The focus on multifamily seems well timed, said Edward Mermelstein, a New York lawyer and real estate broker.

“Demographics are pointing to the rental market getting stronger,” Mermelstein said, adding that multifamily projects in California and Texas are performing well. “It all comes down to risk tolerance. If you can handle the risk of taking the lead, you can become the go-to lender for that space.”

Mermelstein pointed to Bank OZK in Little Rock, Ark., which has established itself as a national leader in condominium lending.

Bank OZK, however, has struggled with underwriting concerns in recent months. The $23 billion-asset company’s shares plunged in October when it reported a third-quarter spike in charge-offs tied to a pair of big CRE loans. It has reported no other major issues since then.
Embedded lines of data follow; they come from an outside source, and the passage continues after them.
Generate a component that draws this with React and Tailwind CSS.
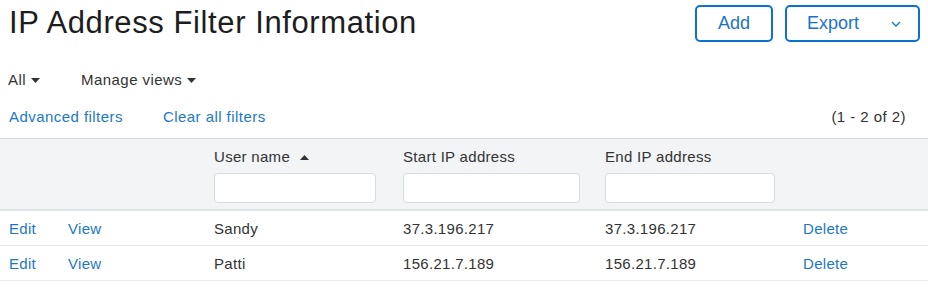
import React from 'react';

const rows = [
  { name: 'Sandy', start: '37.3.196.217', end: '37.3.196.217' },
  { name: 'Patti', start: '156.21.7.189', end: '156.21.7.189' },
];

function Caret({ up }) {
  return (
    <svg width="9" height="5" viewBox="0 0 9 5" className="inline-block">
      {up ? <path d="M0 5 L4.5 0 L9 5 Z" fill="#333" /> : <path d="M0 0 L9 0 L4.5 5 Z" fill="#333" />}
    </svg>
  );
}

function FilterInput() {
  return <div className="h-[30px] rounded-[4px] border border-[#d6dce0] bg-white" />;
}

export default function App() {
  return (
    <div
      className="w-[928px] h-[296px] bg-white text-[#333] overflow-hidden"
      style={{ fontFamily: '"Liberation Sans", Arial, sans-serif' }}
    >
      <div className="flex items-start justify-between pl-[9px] pr-[8px] pt-[5px] h-[43px]">
        <h1 className="text-[31px] leading-[36px] tracking-[0.6px] text-[#1d1d1f]">
          IP Address Filter Information
        </h1>
        <div className="flex gap-[12px]">
          <button className="h-[37px] w-[78px] rounded-[5px] border-2 border-[#0a73d0] text-[18px] text-[#1a73c8]">
            Add
          </button>
          <button className="h-[37px] w-[135px] rounded-[5px] border-2 border-[#0a73d0] text-[18px] text-[#1a73c8] flex items-center pl-[20px]">
            <span>Export</span>
            <svg width="10" height="6" viewBox="0 0 10 6" className="ml-[32px]">
              <path d="M1 1 L5 5 L9 1" fill="none" stroke="#1a73c8" strokeWidth="1.3" />
            </svg>
          </button>
        </div>
      </div>

      <div className="mt-[27px] h-[20px] flex items-center pl-[8px] text-[15px] tracking-[0.45px] text-[#333]">
        <span>All</span>
        <span className="ml-[5px] mt-[1px] flex"><Caret /></span>
        <span className="ml-[41px]">Manage views</span>
        <span className="ml-[5px] mt-[1px] flex"><Caret /></span>
      </div>

      <div className="mt-[17px] h-[20px] flex items-center pl-[9px] pr-[22px] text-[15px] tracking-[0.45px]">
        <span className="text-[#1b78c8]">Advanced filters</span>
        <span className="ml-[40px] text-[#1b78c8]">Clear all filters</span>
        <span className="ml-auto text-[#333]">(1 - 2 of 2)</span>
      </div>

      <div className="mt-[11px] border-t border-[#d3dadf]">
        <div className="grid grid-cols-[59px_146px_189px_202px_198px_1fr] pl-[9px] bg-[#f2f4f5] border-b-2 border-[#dde2e5] pt-[8px] pb-[6px] text-[15px] tracking-[0.3px] text-[#333]">
          <div />
          <div />
          <div className="pr-[27px]">
            <div className="h-[20px] flex items-center">
              User name
              <span className="ml-[10px] flex"><Caret up /></span>
            </div>
            <div className="mt-[6px]"><FilterInput /></div>
          </div>
          <div className="pr-[25px]">
            <div className="h-[20px] flex items-center">Start IP address</div>
            <div className="mt-[6px]"><FilterInput /></div>
          </div>
          <div className="pr-[28px]">
            <div className="h-[20px] flex items-center">End IP address</div>
            <div className="mt-[6px]"><FilterInput /></div>
          </div>
          <div />
        </div>

        {rows.map((r) => (
          <div
            key={r.name}
            className="grid grid-cols-[59px_146px_189px_202px_198px_1fr] pl-[9px] h-[35px] items-center border-b-[1.5px] border-[#e6eaec] pt-[2px] text-[15px] tracking-[0.3px] text-[#333]"
          >
            <span className="text-[#1b78c8]">Edit</span>
            <span className="text-[#1b78c8]">View</span>
            <span>{r.name}</span>
            <span>{r.start}</span>
            <span>{r.end}</span>
            <span className="text-[#1b78c8]">Delete</span>
          </div>
        ))}
      </div>
    </div>
  );
}
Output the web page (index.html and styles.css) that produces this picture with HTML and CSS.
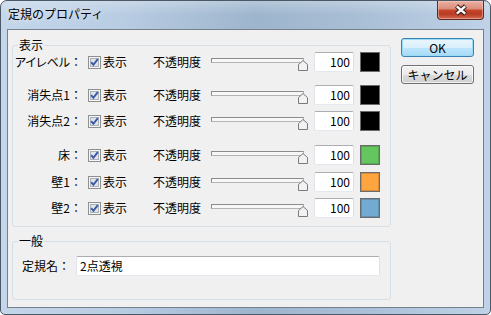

The Bancorp has so far avoided asset-quality pitfalls in its CRE operations, with Kroll Bond Rating Agency noting that only one loan in the first four securitizations has become delinquent.

“That means they aren’t being stupid, and that’s a good thing,” said Karl Augenstein, executive director at Capco in San Francisco.

While it is unusual for a company the size of The Bancorp to generate significant securitization volume, Augenstein said success should usher in more business.

“Once you’re plugged in, people are going to start sending you deals,” Augenstein said.

Kozlowski, who became the company's president and CEO in 2016, has addressed a number of legacy issues since taking over the top post.

The company was hit with a consent order, and agreed to pay a $172,000 civil money penalty, in 2012 tied to its supervision of third-party relationships, internal auditing and risk management. The order was amended in 2015.

The Federal Deposit Insurance Corp. issued The Bancorp a consent order in June 2014 tied to Bank Secrecy Act compliance. Four months later, after years of elevated commercial loan charge-offs, the company announced it would exit the business, sell its $1.2 billion portfolio and refocus on specialized lending.

The company also paid a $2 million civil money penalty in 2017 tied to its dealings with a third-party payment processor.

While selling CRE loans removes the specter of long-term credit risk, the process isn’t hazard-free, industry observers note.

Investors can hold The Bancorp financially responsible if it breaches any representations or warrantees. The company could also be left holding hundreds of millions of CRE loans on its books if the market dries up before they are securitized and sold.

Such concerns seem relatively remote for now. With interest rates seemingly poised to fall, borrowers' credit costs are likely to decline faster than tenants’ occupancy costs, Mermelstein said.

“Assuming the economy keeps humming along, that cash engine just keeps working,” Augenstein said.